By utilizing "hybrid cloud" architecture, companies and individuals are able to obtain degrees of fault tolerance combined with locally immediate usability without dependency on internet connectivity. Hybrid cloud architecture requires both on-premises resources and off-site (remote) server-based cloud infrastructure.
Cloud Computing can also be provided by a distributed set of machines that are running at different locations, while still connected to a single network or hub service. Examples of this include distributed computing platforms such as BOINC and Folding@Home.
Public Clouds are managed by public cloud service providers, which include the public cloud environment’s servers, storage, networking and data center operations. Users of public cloud services can generally select from three basic categories:
User self-provisioning: Customers purchase cloud services directly from the provider, typically through a web form or console interface. The customer pays on a per-transaction basis.
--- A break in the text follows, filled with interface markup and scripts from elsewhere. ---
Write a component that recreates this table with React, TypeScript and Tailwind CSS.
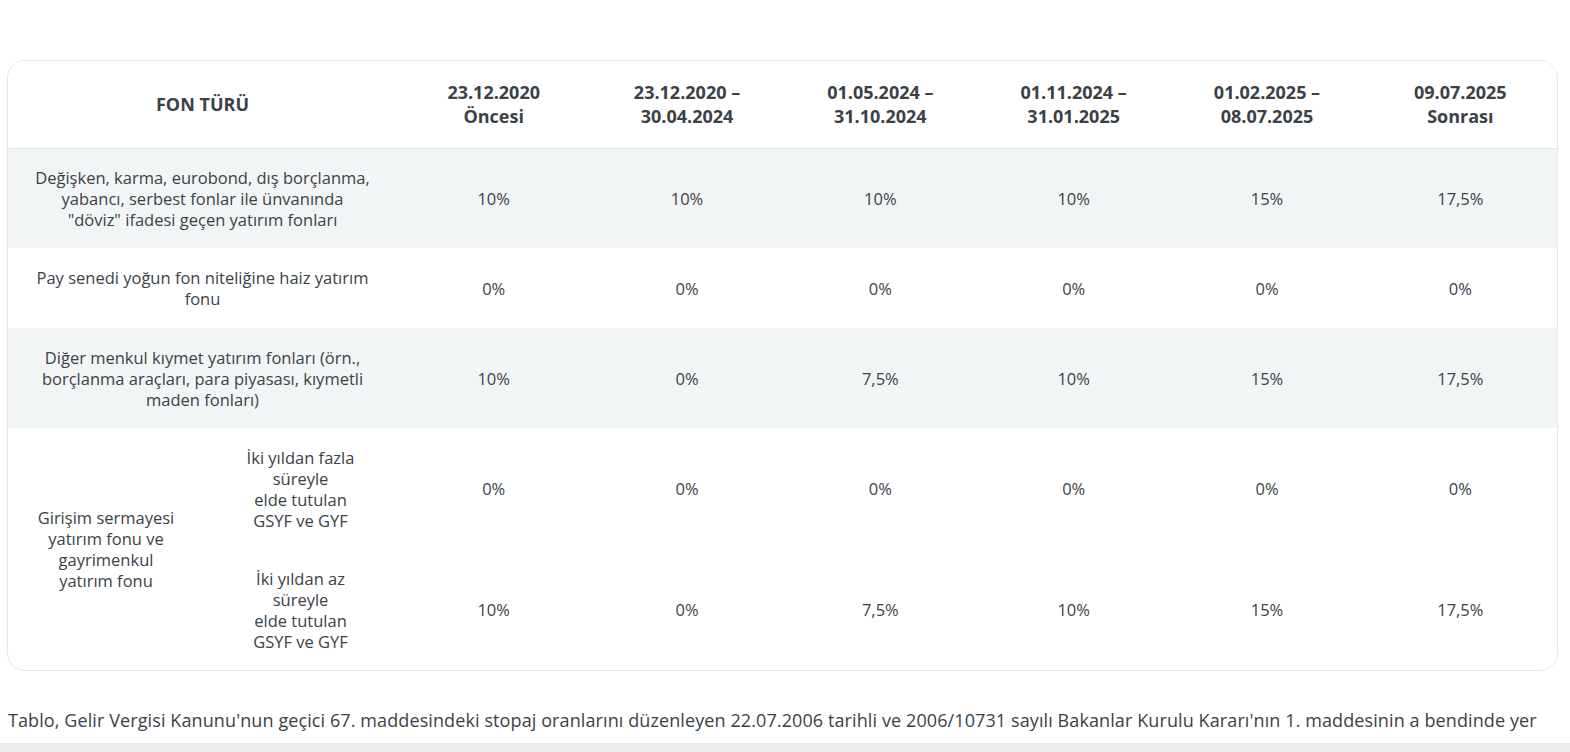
const periods = [
  ["23.12.2020", "Öncesi"],
  ["23.12.2020 –", "30.04.2024"],
  ["01.05.2024 –", "31.10.2024"],
  ["01.11.2024 –", "31.01.2025"],
  ["01.02.2025 –", "08.07.2025"],
  ["09.07.2025", "Sonrası"],
];

const rows = [
  {
    label: ["Değişken, karma, eurobond, dış borçlanma,", "yabancı, serbest fonlar ile ünvanında", "\"döviz\" ifadesi geçen yatırım fonları"],
    values: ["10%", "10%", "10%", "10%", "15%", "17,5%"],
    shaded: true,
    h: "h-[100px]",
  },
  {
    label: ["Pay senedi yoğun fon niteliğine haiz yatırım", "fonu"],
    values: ["0%", "0%", "0%", "0%", "0%", "0%"],
    shaded: false,
    h: "h-[80px]",
  },
  {
    label: ["Diğer menkul kıymet yatırım fonları (örn.,", "borçlanma araçları, para piyasası, kıymetli", "maden fonları)"],
    values: ["10%", "0%", "7,5%", "10%", "15%", "17,5%"],
    shaded: true,
    h: "h-[100px]",
  },
];

const sub = [
  { label: ["İki yıldan fazla", "süreyle", "elde tutulan", "GSYF ve GYF"], values: ["0%", "0%", "0%", "0%", "0%", "0%"] },
  { label: ["İki yıldan az", "süreyle", "elde tutulan", "GSYF ve GYF"], values: ["10%", "0%", "7,5%", "10%", "15%", "17,5%"] },
];

function Lines({ lines }: { lines: string[] }) {
  return (
    <>
      {lines.map((l, i) => (
        <div key={i}>{l}</div>
      ))}
    </>
  );
}

export default function App() {
  return (
    <div className="min-h-[752px] bg-white font-['Open_Sans',sans-serif] text-[#3b4247]">
      <div className="h-[60px]" />
      <div className="ml-[7px] mr-[12px] overflow-hidden rounded-[18px] border border-[#e6e9ea]">
        <table className="w-full table-fixed border-collapse text-center">
          <colgroup>
            <col className="w-[196px]" />
            <col className="w-[193px]" />
            {periods.map((_, i) => (
              <col key={i} />
            ))}
          </colgroup>
          <thead>
            <tr className="h-[87px] border-b border-[#e6e9ea]">
              <th colSpan={2} className="text-[18px] font-bold">FON TÜRÜ</th>
              {periods.map((p, i) => (
                <th key={i} className="text-[18px] font-bold leading-[24px]">
                  <Lines lines={p} />
                </th>
              ))}
            </tr>
          </thead>
          <tbody className="text-[16.5px] leading-[21px]">
            {rows.map((r, i) => (
              <tr key={i} className={`${r.h} ${r.shaded ? "bg-[#f2f5f5]" : "bg-white"}`}>
                <td colSpan={2} className="px-1">
                  <Lines lines={r.label} />
                </td>
                {r.values.map((v, j) => (
                  <td key={j}>{v}</td>
                ))}
              </tr>
            ))}
            {sub.map((s, i) => (
              <tr key={i} className="h-[121px]">
                {i === 0 && (
                  <td rowSpan={2} className="px-1">
                    <Lines lines={["Girişim sermayesi", "yatırım fonu ve", "gayrimenkul", "yatırım fonu"]} />
                  </td>
                )}
                <td>
                  <Lines lines={s.label} />
                </td>
                {s.values.map((v, j) => (
                  <td key={j}>{v}</td>
                ))}
              </tr>
            ))}
          </tbody>
        </table>
      </div>
      <p className="mt-[37px] pl-[8px] text-[18px] leading-[24px] tracking-[0.1px] whitespace-nowrap overflow-hidden">
        Tablo, Gelir Vergisi Kanunu'nun geçici 67. maddesindeki stopaj oranlarını düzenleyen 22.07.2006 tarihli ve 2006/10731 sayılı Bakanlar Kurulu Kararı'nın 1. maddesinin a bendinde yer
      </p>
      <div className="mt-[11px] h-[10px] bg-[#ebebeb]" />
    </div>
  );
}
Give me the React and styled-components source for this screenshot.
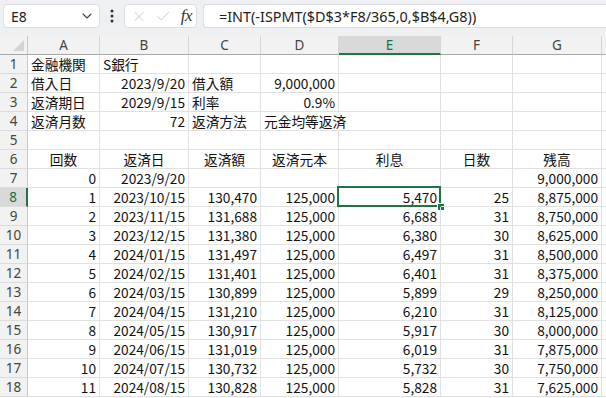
import React from "react";
import styled, { createGlobalStyle } from "styled-components";
import { ChevronDown, X, Check } from "lucide-react";

const Global = createGlobalStyle`
  html, body { margin: 0; padding: 0; background: #ffffff; }
  body { width: 606px; height: 398px; overflow: hidden; font-family: "Noto Sans CJK JP", "Noto Sans", sans-serif; }
`;

const GREEN = "#217346";
const COLS = [28, 72, 89, 72, 78, 102, 72, 89];
const LETTERS = ["A", "B", "C", "D", "E", "F", "G", ""];

const Page = styled.div`
  width: 606px;
  height: 398px;
  overflow: hidden;
  background: #ffffff;
`;

const Toolbar = styled.div`
  height: 36px;
  box-sizing: border-box;
  background: #eef0f4;
  display: flex;
  align-items: flex-start;
  padding: 4px 0 0 3px;
`;

const Box = styled.div`
  height: 24px;
  box-sizing: border-box;
  background: #ffffff;
  border: 1px solid #dcdde0;
  border-radius: 4px;
  display: flex;
  align-items: center;
`;

const NameBox = styled(Box)`
  width: 97px;
  padding: 0 4px 0 7px;
  justify-content: space-between;
  font-family: "Noto Sans", sans-serif;
  font-size: 14px;
  color: #222;
`;

const Dots = styled.div`
  width: 24px;
  height: 24px;
  display: flex;
  align-items: center;
  justify-content: center;
`;

const FxBox = styled(Box)`
  width: 73px;
  padding: 0 4px 0 6px;
  gap: 8px;
  color: #c4c4c4;
`;

const Fx = styled.span`
  font-family: "Liberation Serif", serif;
  font-style: italic;
  font-size: 17px;
  color: #333;
  margin-left: 1px;
  letter-spacing: -0.5px;
`;

const FormulaBox = styled(Box)`
  flex: 1;
  margin-left: 6px;
  padding-left: 15px;
  border-right: none;
  border-radius: 4px 0 0 4px;
  font-family: "Noto Sans", sans-serif;
  font-size: 14.4px;
  color: #222;
  white-space: nowrap;
`;

const Sheet = styled.div`
  display: grid;
  grid-template-columns: ${COLS.map((c) => c + "px").join(" ")} 1fr;
  grid-auto-rows: 19px;
`;

const Corner = styled.div`
  background: #f2f2f2;
  border-right: 1px solid #c8c8c8;
  border-bottom: 1px solid #a8a8a8;
  box-sizing: border-box;
  position: relative;
  &::after {
    content: "";
    position: absolute;
    right: 3px;
    bottom: 3px;
    width: 0;
    height: 0;
    border-left: 11px solid transparent;
    border-bottom: 11px solid #d4d4d4;
  }
`;

const ColHead = styled.div`
  box-sizing: border-box;
  background: ${(p) => (p.$sel ? "#d9d9d9" : "#f2f2f2")};
  border-right: 1px solid #d6d6d6;
  border-bottom: ${(p) => (p.$sel ? `2px solid ${GREEN}` : "1px solid #a8a8a8")};
  color: ${(p) => (p.$sel ? GREEN : "#444")};
  font-family: "Noto Sans", sans-serif;
  font-size: 13.5px;
  display: flex;
  align-items: center;
  justify-content: center;
  padding-bottom: ${(p) => (p.$sel ? "0" : "1px")};
`;

const RowHead = styled.div`
  box-sizing: border-box;
  background: ${(p) => (p.$sel ? "#d9d9d9" : "#f2f2f2")};
  border-right: ${(p) => (p.$sel ? `2px solid ${GREEN}` : "1px solid #c8c8c8")};
  border-bottom: 1px solid #dcdcdc;
  color: ${(p) => (p.$sel ? GREEN : "#444")};
  font-family: "Noto Sans", sans-serif;
  font-size: 13.5px;
  display: flex;
  align-items: center;
  justify-content: center;
`;

const Cell = styled.div`
  box-sizing: border-box;
  position: relative;
  border-right: 1px solid ${(p) => (p.$overflow ? "#ffffff" : "#e1e1e1")};
  border-bottom: 1px solid #e1e1e1;
  padding: 0 3px;
  font-size: 13.7px;
  line-height: 18px;
  color: #111;
  white-space: nowrap;
  overflow: visible;
  text-align: ${(p) => p.$align};
  z-index: ${(p) => (p.$overflow ? 1 : 0)};
`;

const Selection = styled.div`
  position: absolute;
  top: -2px;
  left: -2px;
  right: -1px;
  bottom: -1px;
  border: 2px solid ${GREEN};
  pointer-events: none;
  z-index: 2;
  &::after {
    content: "";
    position: absolute;
    right: -5px;
    bottom: -5px;
    width: 6px;
    height: 6px;
    background: ${GREEN};
    border: 1px solid #fff;
    border-right: none;
    border-bottom: none;
  }
`;

const L = (v) => ({ v, a: "left" });
const R = (v) => ({ v, a: "right" });
const C = (v) => ({ v, a: "center" });
const E = { v: "", a: "left" };

const schedule = [
  ["1", "2023/10/15", "130,470", "125,000", "5,470", "25", "8,875,000"],
  ["2", "2023/11/15", "131,688", "125,000", "6,688", "31", "8,750,000"],
  ["3", "2023/12/15", "131,380", "125,000", "6,380", "30", "8,625,000"],
  ["4", "2024/01/15", "131,497", "125,000", "6,497", "31", "8,500,000"],
  ["5", "2024/02/15", "131,401", "125,000", "6,401", "31", "8,375,000"],
  ["6", "2024/03/15", "130,899", "125,000", "5,899", "29", "8,250,000"],
  ["7", "2024/04/15", "131,210", "125,000", "6,210", "31", "8,125,000"],
  ["8", "2024/05/15", "130,917", "125,000", "5,917", "30", "8,000,000"],
  ["9", "2024/06/15", "131,019", "125,000", "6,019", "31", "7,875,000"],
  ["10", "2024/07/15", "130,732", "125,000", "5,732", "30", "7,750,000"],
  ["11", "2024/08/15", "130,828", "125,000", "5,828", "31", "7,625,000"],
];

const rows = [
  [L("金融機関"), L("S銀行"), E, E, E, E, E, E],
  [L("借入日"), R("2023/9/20"), L("借入額"), R("9,000,000"), E, E, E, E],
  [L("返済期日"), R("2029/9/15"), L("利率"), R("0.9%"), E, E, E, E],
  [L("返済月数"), R("72"), L("返済方法"), { v: "元金均等返済", a: "left", o: true }, E, E, E, E],
  [E, E, E, E, E, E, E, E],
  [C("回数"), C("返済日"), C("返済額"), C("返済元本"), C("利息"), C("日数"), C("残高"), E],
  [R("0"), R("2023/9/20"), E, E, E, E, R("9,000,000"), E],
  ...schedule.map((r) => [...r.map(R), E]),
];

function VDots() {
  return (
    <svg width="4" height="14" viewBox="0 0 4 14">
      <circle cx="2" cy="2" r="1.5" fill="#333" />
      <circle cx="2" cy="7" r="1.5" fill="#333" />
      <circle cx="2" cy="12" r="1.5" fill="#333" />
    </svg>
  );
}

export default function App() {
  return (
    <Page>
      <Global />
      <Toolbar>
        <NameBox>
          <span>E8</span>
          <ChevronDown size={16} strokeWidth={1.6} color="#444" />
        </NameBox>
        <Dots>
          <VDots />
        </Dots>
        <FxBox>
          <X size={17} strokeWidth={1.3} />
          <Check size={17} strokeWidth={1.3} />
          <Fx>fx</Fx>
        </FxBox>
        <FormulaBox>=INT(-ISPMT($D$3*F8/365,0,$B$4,G8))</FormulaBox>
      </Toolbar>
      <Sheet>
        <Corner />
        {LETTERS.map((l, i) => (
          <ColHead key={i} $sel={l === "E"}>
            {l}
          </ColHead>
        ))}
        {rows.map((row, ri) => (
          <React.Fragment key={ri}>
            <RowHead $sel={ri === 7}>{ri + 1}</RowHead>
            {row.map((c, ci) => (
              <Cell key={ci} $align={c.a} $overflow={c.o}>
                {c.v}
                {ri === 7 && ci === 4 && <Selection />}
              </Cell>
            ))}
          </React.Fragment>
        ))}
      </Sheet>
    </Page>
  );
}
Advance Provisioning: Customers contract in advance a predetermined amount of resources, which are prepared in advance of service. The customer pays a flat fee or a monthly fee.
Dynamic Provisioning: The provider allocates resources when the customer needs them, then decommissions them when they are no longer needed. The customer is charged on a pay-per-use basis.
Managing a private cloud requires software tools to help create a virtualized pool of compute resources, provide a self-service portal for end users and handle security, resource allocation, tracking and billing. Management tools for private clouds tend to be service driven, as opposed to resource driven, because cloud environments are typically highly virtualized and organized in terms of portable workloads.
In hybrid cloud environments, compute, network and storage resources must be managed across multiple domains, so a good management strategy should start by defining what needs to be managed, and where and how to do it. Policies to help govern these domains should include configuration and installation of images, access control, and budgeting and reporting. Access control often includes the use of Single sign-on (SSO), in which a user logs in once and gains access to all systems without being prompted to log in again at each of them.
A Cloud Management System is a combination of software and technologies designed to manage cloud environments. The industry has responded to the management challenges of cloud computing with cloud management systems. HP, Novell, Eucalyptus, OpenNebula, Citrix and are among the vendors that have management systems specifically for managing cloud environments.
At a minimum, a cloud management solution should be able to manage a pool of heterogeneous compute resources, provide access to end users, monitor security, manage resource allocation and manage tracking. For composite applications, cloud management solutions also encompass frameworks for workflow mapping and management.
Enterprises with large-scale cloud implementations may require more robust cloud management tools that include specific characteristics, such as the ability to manage multiple platforms from a single point of reference, include intelligent analytics to automate processes like application lifecycle management.
And high-end cloud management tools should also be able to handle system failures automatically with capabilities such as self-monitoring, an explicit notification mechanism, and include failover and self-healing capabilities. Cisco recently launched its Inter Cloud solution to provide flexibility to dynamically manage workloads across public and private cloud environments.